- Born: September 15, 1949 (age 76)
- Allegiance: United States
- Branch: United States Air Force
- Service years: until 2004
- Rank: Major general
- Commands: 564th Strategic Missile Squadron 90th Operations Group 30th Space Wing 21st Space Wing Commandant of the Armed Forces Staff College
- Relations: COL Russell L. Blaisdell (father)

= Franklin J. Blaisdell =

United States Air Force general

Franklin J. Blaisdell (born September 15, 1949) is a retired major general in the United States Air Force.

==Education==
He is a graduate of Syracuse University, South Dakota State University, and did his post-graduate studies at John F. Kennedy School of Government, Harvard University.

==Career==
After joining the Air Force, Blaisdell underwent training for missile operations at Vandenberg Air Force Base. From there, he served with the 44th Strategic Missile Wing before being assigned to the Deputy Chief of Staff for Operations of the Air Force. He later became executive officer of the 15th Air Force before returning to Vandenberg as protocol officer and executive officer of the 1st Strategic Aerospace Division.

In 1984, Blaisdell was named director of military strategic and tactical relay system platform integration, Milstar Special Programs Office at Headquarters Electronic Systems Center. The following year, he was given command of the 564th Strategic Missile Squadron.
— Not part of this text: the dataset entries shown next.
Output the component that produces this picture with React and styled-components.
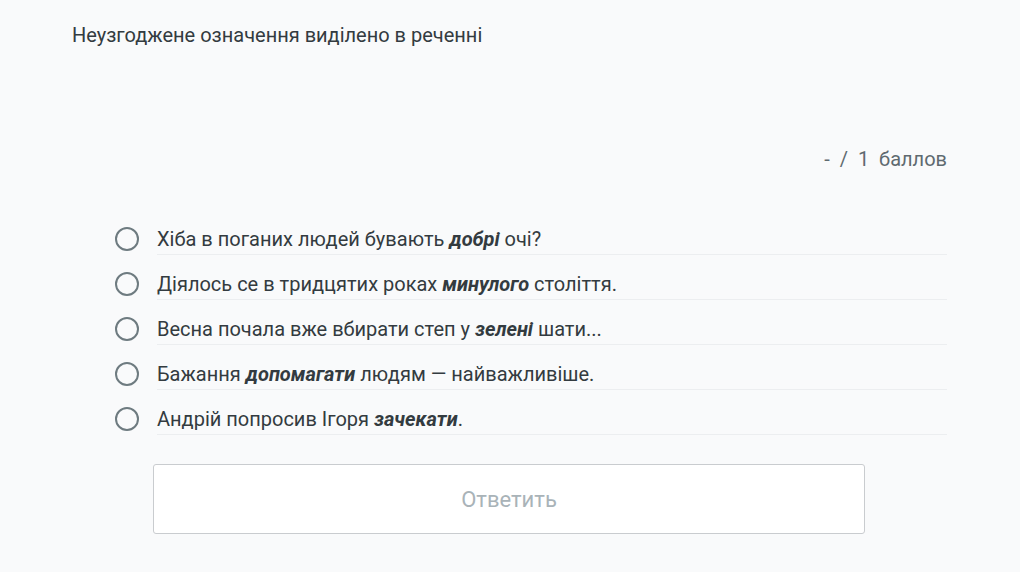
import styled, { createGlobalStyle } from "styled-components";

const Global = createGlobalStyle`
  body {
    margin: 0;
    background: #f9fafb;
    font-family: Roboto, "Noto Sans", sans-serif;
    color: #333b40;
  }
`;

const Page = styled.div`
  width: 1020px;
  height: 572px;
  padding: 23px 73px 0 72px;
  box-sizing: border-box;
`;

const Title = styled.div`
  font-size: 20px;
  line-height: 24px;
`;

const Score = styled.div`
  margin-top: 100px;
  text-align: right;
  font-size: 20px;
  line-height: 24px;
  color: #5f6a70;
  word-spacing: 5px;
`;

const Options = styled.div`
  margin-top: 39px;
  margin-left: 43px;
  display: flex;
  flex-direction: column;
`;

const Row = styled.label`
  display: flex;
  align-items: flex-start;
  height: 45px;
`;

const Radio = styled.span`
  width: 20px;
  height: 20px;
  border: 2px solid #6e7b80;
  border-radius: 50%;
  flex: none;
  margin: 17px 18px 0 0;
`;

const Text = styled.div`
  flex: 1;
  font-size: 20px;
  line-height: 24px;
  padding: 17px 0 3px;
  border-bottom: 1px solid #eceef0;
  b {
    font-weight: 700;
    font-style: italic;
  }
`;

const Button = styled.button`
  display: block;
  margin: 29px 0 0 81px;
  width: 712px;
  height: 70px;
  background: #fff;
  border: 1px solid #c9cccf;
  border-radius: 3px;
  font-family: Roboto, sans-serif;
  font-size: 22px;
  color: #a9b3b8;
`;

const options = [
  <>Хіба в поганих людей бувають <b>добрі</b> очі?</>,
  <>Діялось се в тридцятих роках <b>минулого</b> століття.</>,
  <>Весна почала вже вбирати степ у <b>зелені</b> шати...</>,
  <>Бажання <b>допомагати</b> людям — найважливіше.</>,
  <>Андрій попросив Ігоря <b>зачекати</b>.</>,
];

export default function App() {
  return (
    <Page>
      <Global />
      <Title>Неузгоджене означення виділено в реченні</Title>
      <Score>- / 1 баллов</Score>
      <Options>
        {options.map((o, i) => (
          <Row key={i}>
            <Radio />
            <Text>{o}</Text>
          </Row>
        ))}
      </Options>
      <Button>Ответить</Button>
    </Page>
  );
}
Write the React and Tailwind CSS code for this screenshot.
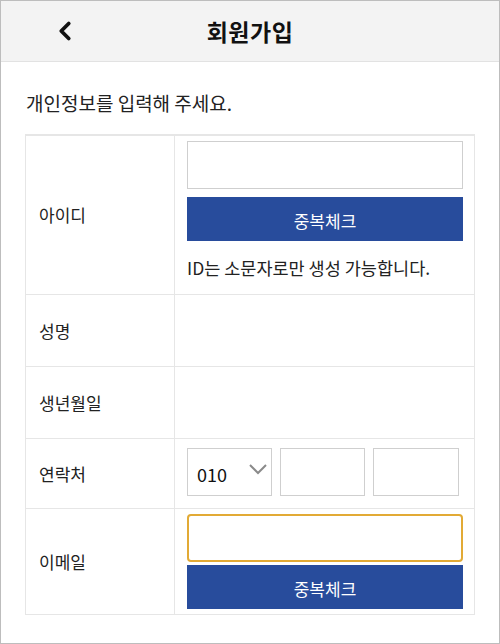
import { ChevronLeft } from 'lucide-react';

const FONT = "font-['Noto_Sans_CJK_KR','Noto_Sans',sans-serif]";

function Row({ label, height, children }) {
  return (
    <div className={`flex border-b border-[#e6e6e6] ${height}`}>
      <div className="w-[149px] shrink-0 border-r border-[#e6e6e6] flex items-center">
        <span className="w-[13px] shrink-0" />
        <span className="text-[17px] text-[#222]">{label}</span>
      </div>
      <div className="flex-1 flex">
        <span className="w-3 shrink-0" />
        <div className="flex-1">{children}</div>
      </div>
    </div>
  );
}

function CheckButton() {
  return (
    <button className="w-[276px] h-[44px] bg-[#284c9c] text-white text-[17px] flex items-center justify-center pt-[3px]">
      중복체크
    </button>
  );
}

export default function App() {
  return (
    <div className={`w-[500px] h-[644px] border border-[#bdbdbd] bg-white ${FONT}`}>
      {/* Header */}
      <div className="h-[61px] bg-[#f3f3f3] border-b border-[#e2e2e2] grid grid-cols-[1fr_auto_1fr] items-center">
        <div className="pl-[49px] flex items-center">
          <ChevronLeft size={30} strokeWidth={3} className="text-[#111]" />
        </div>
        <h1 className="text-[23px] font-bold text-[#111] tracking-[0.5px]">회원가입</h1>
        <div />
      </div>

      <p className="mt-[27px] ml-[25px] text-[19px] leading-[28px] text-[#222]">개인정보를 입력해 주세요.</p>

      {/* Form table */}
      <div className="mt-[17px] ml-[24px] w-[450px] border-t-2 border-l border-r border-[#e6e6e6]">
        <Row label="아이디" height="h-[159px]">
          <div className="pt-[5px] flex flex-col">
            <div className="w-[276px] h-[48px] border border-[#cfcfcf] bg-white" />
            <div className="mt-[8px]">
              <CheckButton />
            </div>
            <p className="mt-[14px] text-[17.5px] leading-[26px] text-[#222]">ID는 소문자로만 생성 가능합니다.</p>
          </div>
        </Row>
        <Row label="성명" height="h-[72px]" />
        <Row label="생년월일" height="h-[72px]" />
        <Row label="연락처" height="h-[70px]">
          <div className="pt-[9px] flex gap-[8px]">
            <div className="w-[85px] h-[48px] border border-[#cfcfcf] flex items-center justify-between pl-[9px] pr-[3px]">
              <span className="text-[18px] text-[#111] pt-[5px]">010</span>
              <svg width="20" height="12" viewBox="0 0 20 12" className="-mt-[6px]">
                <path d="M2 2 L10 10 L18 2" fill="none" stroke="#8a8a8a" strokeWidth="2" />
              </svg>
            </div>
            <div className="w-[85px] h-[48px] border border-[#cfcfcf]" />
            <div className="w-[86px] h-[48px] border border-[#cfcfcf]" />
          </div>
        </Row>
        <Row label="이메일" height="h-[106px]">
          <div className="pt-[5px] flex flex-col">
            <div className="w-[276px] h-[48px] border-2 border-[#e2aa35] rounded-[4px] bg-white" />
            <div className="mt-[3px]">
              <CheckButton />
            </div>
          </div>
        </Row>
      </div>
    </div>
  );
}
In 1988, he was assigned to the Office of the Joint Chiefs of Staff as chief of nuclear operations branch and acting chief of strategic division, Directorate of Operations. He was later transferred to Francis E. Warren Air Force Base and was given command of the 90th Operations Group.

Blaisdell served as inspector general of Headquarters Air Force Space Command from 1993 until 1995, when he was named deputy director of operations, Directorate of Operations. Later that year, he again returned to Vandenberg Air Force Base to command the 30th Space Wing and the Western Range. The following year, he was again assigned to Headquarters Air Force Space Command, this time to assume command of the 21st Space Wing.

After serving as commandant of the Armed Forces Staff College from 1998 to 2000, Blaisdell was assigned to The Pentagon. He first served as director of nuclear and counterproliferation, Deputy Chief of Staff for Air and Space Operations. In 2002, he became director of space operations and integration, Deputy Chief of Staff for Air and Space Operations. He was named director of strategic security, Deputy Chief of Staff for Air and Space Operations in 2004 before retiring later that year.

During his time at The Pentagon, Blaisdell was also selected by Secretary of Defense Donald Rumsfeld and Chairman of the Joint Chiefs of Staff Richard Myers to serve on the Single Integrated Operational Plan Targeting Review Committee. The committee would significantly alter the course of worldwide nuclear targeting requirements.

Awards he received include the Defense Distinguished Service Medal, the Air Force Distinguished Service Medal, the Defense Superior Service Medal, the Legion of Merit with oak leaf cluster, the Meritorious Service Medal with three oak leaf clusters, the Air Force Commendation Medal, the Air Force Achievement Medal, the Combat Readiness Medal and the National Defense Service Medal with service star.